Friday, March 14, 2008

Dumbest Invention I Own


First i should say, we dont have a pet store in our town. If you cant find what your looking for at Wal-mart or Target, drive 2 hours to Tucson to look for it.
With that said, we needed a new harness for our dog, the one in the picture, was the only one in the whole freakin town. So were like, ok fine, well take it.
So we go home and put it on our dog and take him out. Whats wrong with this harness? Well, incase the makers of it didnt notice, dogs like to sniff, a lot. The only thing my dog could smell was the leash that kept hitting his face. It attaches to the front middle of the chest. (Anti pull my ass...he wouldnt stop pulling trying to get away from the leash attaking his face) So everytime he went to smell the ground to pee, he'd freak out and if by chance he happened to get his face around it, he would just spin around in a circle, like some dogs tend to do when trying to find the right spot, and get it wrapped around his head.
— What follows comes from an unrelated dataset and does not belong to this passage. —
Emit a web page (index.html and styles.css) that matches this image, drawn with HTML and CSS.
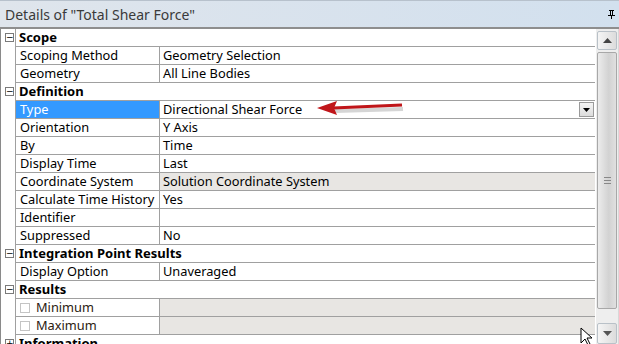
FILE: index.html
```html
<!DOCTYPE html>
<html>
<head>
<meta charset="utf-8">
<link rel="stylesheet" href="styles.css">
</head>
<body>
<div class="panel">
  <div class="titlebar">
    <span class="title">Details of "Total Shear Force"</span>
    <svg class="pin" width="7" height="9" viewBox="0 0 7 9"><path d="M1 0h5v1h-1v4h2v1H4v3H3V6H0V5h2V1H1z M3 1v4h1V1z" fill="#000"/></svg>
  </div>
  <div class="body">
    <div class="grid">
      <div class="row head"><div class="gut"><span class="box">−</span></div><div class="hcell">Scope</div></div>
      <div class="row"><div class="gut"></div><div class="lab">Scoping Method</div><div class="val">Geometry Selection</div></div>
      <div class="row"><div class="gut"></div><div class="lab">Geometry</div><div class="val">All Line Bodies</div></div>
      <div class="row head"><div class="gut"><span class="box">−</span></div><div class="hcell">Definition</div></div>
      <div class="row"><div class="gut"></div><div class="lab sel">Type</div><div class="val drop">Directional Shear Force<span class="dbtn"><svg width="7" height="4" viewBox="0 0 7 4"><path d="M0 0h7L3.5 4z" fill="#000"/></svg></span></div></div>
      <div class="row"><div class="gut"></div><div class="lab">Orientation</div><div class="val">Y Axis</div></div>
      <div class="row"><div class="gut"></div><div class="lab">By</div><div class="val">Time</div></div>
      <div class="row"><div class="gut"></div><div class="lab">Display Time</div><div class="val">Last</div></div>
      <div class="row"><div class="gut"></div><div class="lab">Coordinate System</div><div class="val ro">Solution Coordinate System</div></div>
      <div class="row"><div class="gut"></div><div class="lab">Calculate Time History</div><div class="val">Yes</div></div>
      <div class="row"><div class="gut"></div><div class="lab">Identifier</div><div class="val"></div></div>
      <div class="row"><div class="gut"></div><div class="lab">Suppressed</div><div class="val">No</div></div>
      <div class="row head"><div class="gut"><span class="box">−</span></div><div class="hcell">Integration Point Results</div></div>
      <div class="row"><div class="gut"></div><div class="lab">Display Option</div><div class="val">Unaveraged</div></div>
      <div class="row head"><div class="gut"><span class="box">−</span></div><div class="hcell">Results</div></div>
      <div class="row"><div class="gut"></div><div class="lab chk"><span class="cb"></span>Minimum</div><div class="val ro"></div></div>
      <div class="row"><div class="gut"></div><div class="lab chk"><span class="cb"></span>Maximum</div><div class="val ro"></div></div>
      <div class="row head"><div class="gut"><span class="box">+</span></div><div class="hcell">Information</div></div>
    </div>
    <div class="scroll">
      <div class="sbtn up"><svg width="9" height="5" viewBox="0 0 9 5"><path d="M4.5 0L9 5H0z" fill="#444"/></svg></div>
      <div class="thumb"><span class="grip"></span></div>
      <div class="track"></div>
      <div class="sbtn down"><svg width="9" height="5" viewBox="0 0 9 5"><path d="M0 0h9L4.5 5z" fill="#555"/></svg></div>
    </div>
  </div>
  <svg class="arrow" width="100" height="20" viewBox="0 0 100 20">
    <path d="M20 11 L88 9" stroke="#888" stroke-opacity="0.35" stroke-width="4" fill="none"/>
    <path d="M18 8 L87 5" stroke="#c0161a" stroke-width="3" fill="none"/>
    <path d="M2 8 L22 1 L19 8 L22 15 Z" fill="#c0161a"/>
  </svg>
  <svg class="cursor" width="16" height="18" viewBox="0 0 16 18"><path d="M1 1 L1 16 L5 12 L8 18 L10 17 L7 11 L12 11 Z" fill="#fff" stroke="#000" stroke-width="1"/></svg>
</div>
</body>
</html>
```
FILE: styles.css
```css
html, body { margin: 0; padding: 0; background: #fff; }
body { width: 619px; height: 344px; overflow: hidden; font-family: "Noto Sans", "Open Sans", sans-serif; font-size: 12.8px; color: #000; }
.panel { position: relative; width: 619px; height: 344px; overflow: hidden; }
.titlebar { height: 26px; border-top: 1px solid #b7c1cc; border-bottom: 2px solid #8e8e8e; background: linear-gradient(to right, #dfe5ec, #d2e0ee); display: flex; align-items: center; justify-content: space-between; padding: 0 4px 0 5px; }
.title { font-size: 14px; color: #3a3a3a; }
.pin { margin-top: 1px; }
.body { display: flex; height: 315px; }
.grid { width: 595px; border-left: 1px solid #8a8a8a; box-sizing: border-box; display: flex; flex-direction: column; }
.row { display: flex; height: 18px; flex: none; }
.gut { width: 15px; flex: none; border-right: 1px solid #a0a0a0; box-sizing: border-box; position: relative; }
.box { position: absolute; left: 4px; top: 4px; width: 7px; height: 7px; border: 1px solid #7a7a7a; font-size: 9px; line-height: 6px; text-align: center; color: #000; font-family: "DejaVu Sans", sans-serif; }
.lab, .val, .hcell { border-bottom: 1px solid #a0a0a0; box-sizing: border-box; height: 18px; line-height: 17px; white-space: nowrap; overflow: hidden; }
.lab { width: 144px; flex: none; padding-left: 4px; border-right: 1px solid #a0a0a0; }
.val { flex: 1; padding-left: 3px; position: relative; }
.hcell { flex: 1; font-weight: bold; padding-left: 3px; font-size: 13px; }
.sel { background: #3399ff; color: #fff; }
.ro { background: #e8e6e3; }
.chk { display: flex; align-items: center; color: #2a2010; }
.cb { width: 10px; height: 10px; border: 1px solid #c4c4c4; box-sizing: border-box; margin-right: 6px; background: #fff; }
.dbtn { position: absolute; right: 1px; top: 1px; width: 15px; height: 15px; background: linear-gradient(#f4f4f4, #dcdcdc); border: 1px solid #9a9a9a; box-sizing: border-box; display: flex; align-items: center; justify-content: center; }
.scroll { width: 22px; margin-left: 1px; display: flex; flex-direction: column; background: #eeeeee; border-right: 1px solid #d8d8d8; }
.sbtn { height: 19px; margin: 2px 1px 0; border: 1px solid #b9c1c8; border-radius: 2px; background: linear-gradient(to right, #f5f5f5, #dcdcdc); display: flex; align-items: center; justify-content: center; box-sizing: border-box; flex: none; }
.sbtn.down { margin: 0 1px; height: 21px; }
.thumb { height: 257px; margin: 2px 1px 0; border: 1px solid #a8a8a8; border-radius: 2px; background: linear-gradient(to right, #ececec, #d2d2d2 60%, #e0e0e0); box-sizing: border-box; flex: none; display: flex; align-items: center; justify-content: center; }
.grip { width: 7px; height: 5px; border-top: 1px solid #888; border-bottom: 1px solid #888; position: relative; }
.grip::after { content: ""; position: absolute; left: 0; right: 0; top: 2px; border-top: 1px solid #888; }
.track { flex: 1; }
.arrow { position: absolute; left: 315px; top: 100px; }
.cursor { position: absolute; left: 580px; top: 327px; }
```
We were determined to make this thing work, afterall we did spend 30 freakin bucks on it. And what other choice did we have? After messing around with it for a bit, we decided to turn it upsidedown, to where the leash attacher was on his upper back, not chest area. Its working really well in that direction.
I guess i should also mention that i have a pug, so maybe this setup would work on a real dog, but for all of those people with big fat pugs...take the 2 hour drive to Tucson, unless you feel like being entertained by a very confused doggie.